-------- Data --------
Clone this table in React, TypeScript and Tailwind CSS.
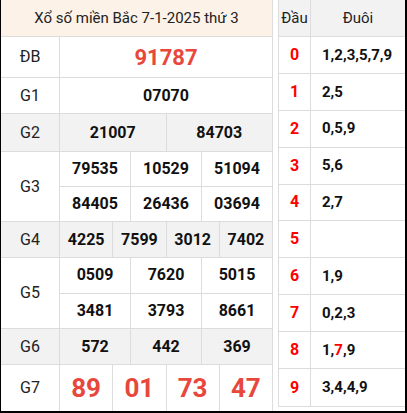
const rows: { label: string; gray?: boolean; h: string; lines: string[][]; big?: "db" | "g7" }[] = [
  { label: "ĐB", h: "h-[41px]", lines: [["91787"]], big: "db" },
  { label: "G1", h: "h-[36px]", lines: [["07070"]] },
  { label: "G2", gray: true, h: "h-[38px]", lines: [["21007", "84703"]] },
  { label: "G3", h: "h-[70px]", lines: [["79535", "10529", "51094"], ["84405", "26436", "03694"]] },
  { label: "G4", gray: true, h: "h-[36px]", lines: [["4225", "7599", "3012", "7402"]] },
  { label: "G5", h: "h-[71px]", lines: [["0509", "7620", "5015"], ["3481", "3793", "8661"]] },
  { label: "G6", gray: true, h: "h-[36px]", lines: [["572", "442", "369"]] },
  { label: "G7", h: "h-[46px]", lines: [["89", "01", "73", "47"]], big: "g7" },
];

const loto: [string, string][] = [
  ["0", "1,2,3,5,7,9"],
  ["1", "2,5"],
  ["2", "0,5,9"],
  ["3", "5,6"],
  ["4", "2,7"],
  ["5", ""],
  ["6", "1,9"],
  ["7", "0,2,3"],
  ["8", "1,7,9"],
  ["9", "3,4,4,9"],
];

// last two digits of ĐB -> highlighted in lô tô
const special = "91787".slice(-2);

function numClass(big?: "db" | "g7") {
  if (big === "db") return "text-[22px] font-bold text-[#e8473b]";
  if (big === "g7") return "text-[26px] font-bold text-[#e8473b]";
  return "text-[16px] font-bold text-[#111]";
}

function Tail({ value, head }: { value: string; head: string }) {
  const parts = value ? value.split(",") : [];
  return (
    <>
      {parts.map((p, i) => (
        <span key={i}>
          {i > 0 && ","}
          <span className={head + p === special ? "text-[#ff0000]" : ""}>{p}</span>
        </span>
      ))}
    </>
  );
}

export default function App() {
  return (
    <div className="w-[407px] h-[413px] bg-white border-l border-r-2 border-b-2 border-black flex font-['Roboto',sans-serif] text-[#222]">
      {/* kết quả */}
      <div className="w-[272px] border-r border-[#dcdcdc] flex flex-col">
        <div className="h-[37px] bg-[#fdf2e8] border-b border-[#dcdcdc] flex items-center justify-center text-[15px]">
          Xổ số miền Bắc 7-1-2025 thứ 3
        </div>
        {rows.map((r, idx) => (
          <div
            key={r.label}
            className={`${r.h} flex ${r.gray ? "bg-[#f2f2f2]" : ""} ${idx < rows.length - 1 ? "border-b border-[#dcdcdc]" : ""}`}
          >
            <div className="w-[59px] shrink-0 border-r border-[#dcdcdc] flex items-center justify-center text-[16px]">
              {r.label}
            </div>
            <div className="flex-1 flex flex-col">
              {r.lines.map((line, li) => (
                <div key={li} className={`flex-1 flex ${li < r.lines.length - 1 ? "border-b border-[#dcdcdc]" : ""}`}>
                  {line.map((n, ni) => (
                    <div
                      key={ni}
                      className={`flex-1 basis-0 flex items-center justify-center ${numClass(r.big)} ${ni < line.length - 1 ? "border-r border-[#dcdcdc]" : ""}`}
                    >
                      {n}
                    </div>
                  ))}
                </div>
              ))}
            </div>
          </div>
        ))}
      </div>

      {/* lô tô */}
      <div className="ml-[5px] w-[127px] h-[407px] border-l border-b border-[#dcdcdc] flex flex-col">
        <div className="h-[37px] bg-[#f2f2f2] border-b border-[#dcdcdc] flex text-[15px]">
          <div className="w-[32px] border-r border-[#dcdcdc] flex items-center justify-center">Đầu</div>
          <div className="flex-1 flex items-center justify-center">Đuôi</div>
        </div>
        {loto.map(([d, t], i) => (
          <div key={d} className={`h-[37px] flex ${i < loto.length - 1 ? "border-b border-[#dcdcdc]" : ""}`}>
            <div className="w-[32px] border-r border-[#dcdcdc] flex items-center justify-center text-[16px] font-bold text-[#ff0000]">
              {d}
            </div>
            <div className="flex-1 flex items-center pl-[11px] text-[15px] font-bold text-[#111]">
              <Tail value={t} head={d} />
            </div>
          </div>
        ))}
      </div>
    </div>
  );
}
--------
Exercise goal:
Give every line above again exactly, with no pictures.

Task answer:
Clone this table in React, TypeScript and Tailwind CSS.
const rows: { label: string; gray?: boolean; h: string; lines: string[][]; big?: "db" | "g7" }[] = [
  { label: "ĐB", h: "h-[41px]", lines: [["91787"]], big: "db" },
  { label: "G1", h: "h-[36px]", lines: [["07070"]] },
  { label: "G2", gray: true, h: "h-[38px]", lines: [["21007", "84703"]] },
  { label: "G3", h: "h-[70px]", lines: [["79535", "10529", "51094"], ["84405", "26436", "03694"]] },
  { label: "G4", gray: true, h: "h-[36px]", lines: [["4225", "7599", "3012", "7402"]] },
  { label: "G5", h: "h-[71px]", lines: [["0509", "7620", "5015"], ["3481", "3793", "8661"]] },
  { label: "G6", gray: true, h: "h-[36px]", lines: [["572", "442", "369"]] },
  { label: "G7", h: "h-[46px]", lines: [["89", "01", "73", "47"]], big: "g7" },
];

const loto: [string, string][] = [
  ["0", "1,2,3,5,7,9"],
  ["1", "2,5"],
  ["2", "0,5,9"],
  ["3", "5,6"],
  ["4", "2,7"],
  ["5", ""],
  ["6", "1,9"],
  ["7", "0,2,3"],
  ["8", "1,7,9"],
  ["9", "3,4,4,9"],
];

// last two digits of ĐB -> highlighted in lô tô
const special = "91787".slice(-2);

function numClass(big?: "db" | "g7") {
  if (big === "db") return "text-[22px] font-bold text-[#e8473b]";
  if (big === "g7") return "text-[26px] font-bold text-[#e8473b]";
  return "text-[16px] font-bold text-[#111]";
}

function Tail({ value, head }: { value: string; head: string }) {
  const parts = value ? value.split(",") : [];
  return (
    <>
      {parts.map((p, i) => (
        <span key={i}>
          {i > 0 && ","}
          <span className={head + p === special ? "text-[#ff0000]" : ""}>{p}</span>
        </span>
      ))}
    </>
  );
}

export default function App() {
  return (
    <div className="w-[407px] h-[413px] bg-white border-l border-r-2 border-b-2 border-black flex font-['Roboto',sans-serif] text-[#222]">
      {/* kết quả */}
      <div className="w-[272px] border-r border-[#dcdcdc] flex flex-col">
        <div className="h-[37px] bg-[#fdf2e8] border-b border-[#dcdcdc] flex items-center justify-center text-[15px]">
          Xổ số miền Bắc 7-1-2025 thứ 3
        </div>
        {rows.map((r, idx) => (
          <div
            key={r.label}
            className={`${r.h} flex ${r.gray ? "bg-[#f2f2f2]" : ""} ${idx < rows.length - 1 ? "border-b border-[#dcdcdc]" : ""}`}
          >
            <div className="w-[59px] shrink-0 border-r border-[#dcdcdc] flex items-center justify-center text-[16px]">
              {r.label}
            </div>
            <div className="flex-1 flex flex-col">
              {r.lines.map((line, li) => (
                <div key={li} className={`flex-1 flex ${li < r.lines.length - 1 ? "border-b border-[#dcdcdc]" : ""}`}>
                  {line.map((n, ni) => (
                    <div
                      key={ni}
                      className={`flex-1 basis-0 flex items-center justify-center ${numClass(r.big)} ${ni < line.length - 1 ? "border-r border-[#dcdcdc]" : ""}`}
                    >
                      {n}
                    </div>
                  ))}
                </div>
              ))}
            </div>
          </div>
        ))}
      </div>

      {/* lô tô */}
      <div className="ml-[5px] w-[127px] h-[407px] border-l border-b border-[#dcdcdc] flex flex-col">
        <div className="h-[37px] bg-[#f2f2f2] border-b border-[#dcdcdc] flex text-[15px]">
          <div className="w-[32px] border-r border-[#dcdcdc] flex items-center justify-center">Đầu</div>
          <div className="flex-1 flex items-center justify-center">Đuôi</div>
        </div>
        {loto.map(([d, t], i) => (
          <div key={d} className={`h-[37px] flex ${i < loto.length - 1 ? "border-b border-[#dcdcdc]" : ""}`}>
            <div className="w-[32px] border-r border-[#dcdcdc] flex items-center justify-center text-[16px] font-bold text-[#ff0000]">
              {d}
            </div>
            <div className="flex-1 flex items-center pl-[11px] text-[15px] font-bold text-[#111]">
              <Tail value={t} head={d} />
            </div>
          </div>
        ))}
      </div>
    </div>
  );
}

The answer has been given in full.